If American income inequality had a poster child, it
would be the fast food industry.
Today, CEOs at leading fast food companies pocket
more than 1,200 times more than their average employees, according to a report
by Demos, an economic policy think tank. In comparison, the average CEO at
S&P 500 companies today makes about 200 times more than typical
employees.
It hasn't always been this way. Back in 1950, CEOs
took home about 20 times as much money as
their average workers. Take a look at how CEO-to-worker pay ratios have changed
across industries since 2000.
"It's true in many industries but fast food is
the primary example: The gains from economic growth are being entirely awarded
to people at the top of the income scale," Catherine Ruetschlin, author of
the Demos report cited in the
graphic, told HuffPost in April.
"It's not a surprising finding that it's the worst industry within the
worst sector."
There are many reasons the pay gap in the fast food
industry is so wide. One reason is that the fast food industry has created jobs at a faster rate
than other industries for more than a decade, and for the most part these
jobs don't pay well.

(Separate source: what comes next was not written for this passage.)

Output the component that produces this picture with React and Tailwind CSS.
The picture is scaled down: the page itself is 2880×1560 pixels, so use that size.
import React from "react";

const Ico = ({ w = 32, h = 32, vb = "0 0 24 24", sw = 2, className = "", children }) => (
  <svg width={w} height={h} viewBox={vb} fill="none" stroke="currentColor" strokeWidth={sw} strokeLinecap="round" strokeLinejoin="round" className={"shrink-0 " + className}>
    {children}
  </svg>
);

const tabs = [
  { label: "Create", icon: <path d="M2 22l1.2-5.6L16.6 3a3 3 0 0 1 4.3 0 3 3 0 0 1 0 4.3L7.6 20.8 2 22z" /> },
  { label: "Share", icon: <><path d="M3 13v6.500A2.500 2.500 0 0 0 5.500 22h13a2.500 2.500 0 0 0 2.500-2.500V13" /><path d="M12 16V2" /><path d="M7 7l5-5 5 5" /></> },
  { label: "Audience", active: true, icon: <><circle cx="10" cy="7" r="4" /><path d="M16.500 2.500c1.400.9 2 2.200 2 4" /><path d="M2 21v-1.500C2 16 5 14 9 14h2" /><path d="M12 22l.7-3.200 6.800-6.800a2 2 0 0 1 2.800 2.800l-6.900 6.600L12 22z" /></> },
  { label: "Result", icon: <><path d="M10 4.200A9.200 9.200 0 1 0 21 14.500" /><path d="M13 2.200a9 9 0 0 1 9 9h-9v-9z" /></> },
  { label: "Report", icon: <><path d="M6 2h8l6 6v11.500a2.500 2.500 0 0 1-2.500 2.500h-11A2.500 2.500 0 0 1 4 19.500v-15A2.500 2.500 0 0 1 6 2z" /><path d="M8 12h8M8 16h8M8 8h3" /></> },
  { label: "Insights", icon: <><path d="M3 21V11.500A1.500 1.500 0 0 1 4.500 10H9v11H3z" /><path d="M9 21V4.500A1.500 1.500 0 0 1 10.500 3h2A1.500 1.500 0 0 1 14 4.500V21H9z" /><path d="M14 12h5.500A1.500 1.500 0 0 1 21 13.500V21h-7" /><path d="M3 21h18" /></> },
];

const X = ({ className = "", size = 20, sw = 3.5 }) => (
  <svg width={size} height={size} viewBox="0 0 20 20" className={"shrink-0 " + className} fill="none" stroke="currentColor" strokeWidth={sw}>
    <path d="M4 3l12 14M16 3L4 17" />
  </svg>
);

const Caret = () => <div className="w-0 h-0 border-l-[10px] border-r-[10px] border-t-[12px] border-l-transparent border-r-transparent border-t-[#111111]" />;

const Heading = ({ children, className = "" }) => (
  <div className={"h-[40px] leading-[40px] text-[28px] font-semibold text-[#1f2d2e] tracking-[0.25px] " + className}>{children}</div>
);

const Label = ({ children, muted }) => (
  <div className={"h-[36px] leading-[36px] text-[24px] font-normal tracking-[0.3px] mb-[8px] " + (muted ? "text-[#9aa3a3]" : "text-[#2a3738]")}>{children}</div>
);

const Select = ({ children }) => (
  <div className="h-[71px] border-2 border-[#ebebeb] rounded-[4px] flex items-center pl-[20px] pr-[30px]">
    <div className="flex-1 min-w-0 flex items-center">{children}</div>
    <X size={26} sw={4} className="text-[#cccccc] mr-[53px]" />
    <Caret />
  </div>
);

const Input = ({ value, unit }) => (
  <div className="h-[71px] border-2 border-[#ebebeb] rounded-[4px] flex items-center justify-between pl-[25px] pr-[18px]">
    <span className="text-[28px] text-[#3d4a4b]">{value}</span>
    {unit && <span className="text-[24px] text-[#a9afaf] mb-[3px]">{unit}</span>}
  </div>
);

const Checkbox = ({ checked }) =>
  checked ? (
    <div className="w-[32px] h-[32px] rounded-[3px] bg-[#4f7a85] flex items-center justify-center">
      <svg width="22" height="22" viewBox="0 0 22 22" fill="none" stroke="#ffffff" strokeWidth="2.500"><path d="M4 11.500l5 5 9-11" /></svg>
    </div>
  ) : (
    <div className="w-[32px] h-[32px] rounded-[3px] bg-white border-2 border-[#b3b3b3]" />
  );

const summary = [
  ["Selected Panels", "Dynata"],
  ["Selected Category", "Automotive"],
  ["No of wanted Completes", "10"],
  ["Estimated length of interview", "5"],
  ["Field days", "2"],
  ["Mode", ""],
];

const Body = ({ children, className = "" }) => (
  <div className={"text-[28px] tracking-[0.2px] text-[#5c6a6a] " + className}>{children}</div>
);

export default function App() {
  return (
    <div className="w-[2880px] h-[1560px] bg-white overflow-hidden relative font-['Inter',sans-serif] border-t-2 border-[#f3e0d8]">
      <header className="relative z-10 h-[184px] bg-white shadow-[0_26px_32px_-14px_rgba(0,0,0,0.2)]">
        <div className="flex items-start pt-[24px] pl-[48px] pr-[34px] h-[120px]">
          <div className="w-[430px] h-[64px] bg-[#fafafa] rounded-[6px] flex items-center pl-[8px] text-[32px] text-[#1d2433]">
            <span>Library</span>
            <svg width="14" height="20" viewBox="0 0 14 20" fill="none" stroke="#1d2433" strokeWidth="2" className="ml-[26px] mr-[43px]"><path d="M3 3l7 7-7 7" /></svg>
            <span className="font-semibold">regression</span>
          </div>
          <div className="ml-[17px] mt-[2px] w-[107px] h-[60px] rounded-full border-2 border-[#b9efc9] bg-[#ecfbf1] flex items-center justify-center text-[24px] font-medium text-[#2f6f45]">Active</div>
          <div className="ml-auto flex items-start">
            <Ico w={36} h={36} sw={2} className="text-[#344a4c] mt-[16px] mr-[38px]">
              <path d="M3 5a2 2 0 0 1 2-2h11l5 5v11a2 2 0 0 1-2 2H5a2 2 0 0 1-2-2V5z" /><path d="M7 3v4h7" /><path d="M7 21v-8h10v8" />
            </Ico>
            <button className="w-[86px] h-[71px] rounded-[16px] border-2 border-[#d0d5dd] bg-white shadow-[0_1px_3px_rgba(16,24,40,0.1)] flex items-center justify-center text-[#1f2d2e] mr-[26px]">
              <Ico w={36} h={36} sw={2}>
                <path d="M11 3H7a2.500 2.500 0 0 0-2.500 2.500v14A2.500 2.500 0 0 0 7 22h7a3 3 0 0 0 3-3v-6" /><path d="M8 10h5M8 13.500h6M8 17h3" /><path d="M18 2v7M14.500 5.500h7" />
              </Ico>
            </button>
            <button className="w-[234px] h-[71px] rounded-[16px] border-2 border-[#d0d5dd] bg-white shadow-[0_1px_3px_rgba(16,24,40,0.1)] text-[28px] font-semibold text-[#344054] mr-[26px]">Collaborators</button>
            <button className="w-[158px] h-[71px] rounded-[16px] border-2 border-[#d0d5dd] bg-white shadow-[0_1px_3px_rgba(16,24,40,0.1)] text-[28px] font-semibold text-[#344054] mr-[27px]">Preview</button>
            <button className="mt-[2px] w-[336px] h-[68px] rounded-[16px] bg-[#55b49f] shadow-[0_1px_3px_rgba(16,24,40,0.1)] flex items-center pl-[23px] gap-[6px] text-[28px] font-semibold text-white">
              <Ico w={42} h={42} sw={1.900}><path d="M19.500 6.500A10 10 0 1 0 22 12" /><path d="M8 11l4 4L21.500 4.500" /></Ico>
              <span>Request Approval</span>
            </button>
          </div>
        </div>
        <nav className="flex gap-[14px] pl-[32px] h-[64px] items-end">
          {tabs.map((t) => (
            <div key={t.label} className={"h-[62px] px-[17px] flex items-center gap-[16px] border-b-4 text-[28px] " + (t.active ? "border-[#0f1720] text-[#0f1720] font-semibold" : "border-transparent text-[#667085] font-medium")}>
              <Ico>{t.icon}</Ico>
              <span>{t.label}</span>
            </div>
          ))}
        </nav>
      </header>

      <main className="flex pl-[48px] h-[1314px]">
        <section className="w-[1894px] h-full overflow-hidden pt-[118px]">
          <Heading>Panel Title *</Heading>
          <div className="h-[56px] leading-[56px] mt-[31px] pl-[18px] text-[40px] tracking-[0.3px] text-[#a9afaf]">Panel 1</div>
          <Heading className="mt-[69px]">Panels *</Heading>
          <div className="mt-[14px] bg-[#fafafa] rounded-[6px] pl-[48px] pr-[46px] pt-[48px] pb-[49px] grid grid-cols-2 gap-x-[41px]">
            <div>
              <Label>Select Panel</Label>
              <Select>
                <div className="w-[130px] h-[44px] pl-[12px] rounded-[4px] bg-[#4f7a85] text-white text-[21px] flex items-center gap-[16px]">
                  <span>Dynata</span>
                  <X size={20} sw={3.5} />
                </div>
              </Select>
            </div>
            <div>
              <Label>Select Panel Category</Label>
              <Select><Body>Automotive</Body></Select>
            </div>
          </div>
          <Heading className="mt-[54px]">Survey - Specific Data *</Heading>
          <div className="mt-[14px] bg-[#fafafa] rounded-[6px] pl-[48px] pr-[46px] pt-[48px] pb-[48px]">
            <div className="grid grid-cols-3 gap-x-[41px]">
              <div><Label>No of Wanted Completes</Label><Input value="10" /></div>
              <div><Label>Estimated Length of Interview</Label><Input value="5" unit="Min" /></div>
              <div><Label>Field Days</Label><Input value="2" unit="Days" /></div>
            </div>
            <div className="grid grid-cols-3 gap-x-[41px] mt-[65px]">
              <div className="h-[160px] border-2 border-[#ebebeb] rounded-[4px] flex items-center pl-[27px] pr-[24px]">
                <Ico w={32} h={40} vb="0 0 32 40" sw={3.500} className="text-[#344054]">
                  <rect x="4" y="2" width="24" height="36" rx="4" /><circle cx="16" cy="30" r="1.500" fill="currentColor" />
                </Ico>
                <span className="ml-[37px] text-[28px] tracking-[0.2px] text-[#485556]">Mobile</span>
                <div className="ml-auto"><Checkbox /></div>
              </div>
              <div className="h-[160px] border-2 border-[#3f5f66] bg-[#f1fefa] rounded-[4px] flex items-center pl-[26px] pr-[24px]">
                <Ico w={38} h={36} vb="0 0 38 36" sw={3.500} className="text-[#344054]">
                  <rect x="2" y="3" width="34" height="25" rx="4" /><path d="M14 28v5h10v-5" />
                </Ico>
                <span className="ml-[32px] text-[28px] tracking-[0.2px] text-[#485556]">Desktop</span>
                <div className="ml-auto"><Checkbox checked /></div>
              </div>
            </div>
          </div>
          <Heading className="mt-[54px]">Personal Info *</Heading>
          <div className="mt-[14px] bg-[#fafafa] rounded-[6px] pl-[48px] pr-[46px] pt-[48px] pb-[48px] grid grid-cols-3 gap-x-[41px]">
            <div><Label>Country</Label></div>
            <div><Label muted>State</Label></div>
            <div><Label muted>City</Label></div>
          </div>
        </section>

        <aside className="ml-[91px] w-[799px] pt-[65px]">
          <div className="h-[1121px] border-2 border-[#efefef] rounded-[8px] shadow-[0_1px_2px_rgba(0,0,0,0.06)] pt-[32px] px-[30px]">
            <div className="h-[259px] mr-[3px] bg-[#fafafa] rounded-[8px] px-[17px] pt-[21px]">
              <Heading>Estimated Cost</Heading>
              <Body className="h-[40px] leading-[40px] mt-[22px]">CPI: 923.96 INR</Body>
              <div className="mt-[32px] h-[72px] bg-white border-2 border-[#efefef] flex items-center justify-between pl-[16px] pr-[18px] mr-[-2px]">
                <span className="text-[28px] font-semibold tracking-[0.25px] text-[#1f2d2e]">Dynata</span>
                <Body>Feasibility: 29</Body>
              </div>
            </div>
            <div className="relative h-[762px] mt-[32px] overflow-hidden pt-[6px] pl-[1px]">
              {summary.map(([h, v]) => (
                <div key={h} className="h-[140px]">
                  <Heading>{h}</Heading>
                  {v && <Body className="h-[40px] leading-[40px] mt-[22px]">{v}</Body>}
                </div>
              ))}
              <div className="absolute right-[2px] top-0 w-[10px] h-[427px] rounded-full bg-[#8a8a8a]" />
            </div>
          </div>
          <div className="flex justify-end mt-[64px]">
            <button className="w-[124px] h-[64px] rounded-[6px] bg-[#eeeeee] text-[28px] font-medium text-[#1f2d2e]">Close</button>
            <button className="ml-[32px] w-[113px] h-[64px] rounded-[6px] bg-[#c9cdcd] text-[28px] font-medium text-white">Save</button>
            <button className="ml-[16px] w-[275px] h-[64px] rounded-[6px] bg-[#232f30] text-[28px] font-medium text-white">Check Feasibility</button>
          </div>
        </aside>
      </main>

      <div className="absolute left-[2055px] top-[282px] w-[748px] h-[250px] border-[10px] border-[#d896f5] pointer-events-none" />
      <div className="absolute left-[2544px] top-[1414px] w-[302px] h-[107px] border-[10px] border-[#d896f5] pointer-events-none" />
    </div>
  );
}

Because the federal minimum wage is so
low and hasn't been raised since 2009, worker pay has stagnated while
executives have received huge boosts in compensation.
In 2013, fast food CEOs made about four times more
than they did in 2000, according to the Demos report. In the same 2000-2013
period, worker pay rose only about .3 percent when adjusted for inflation. The
average fast food worker took home about $19,000
in 2013.
And even while making such low wages, nine out of 10
fast food workers have been victims of wage theft, like having to work
off-the-clock, not being paid for overtime work, or having managers falsify
time sheets, according to a study by Hart Research.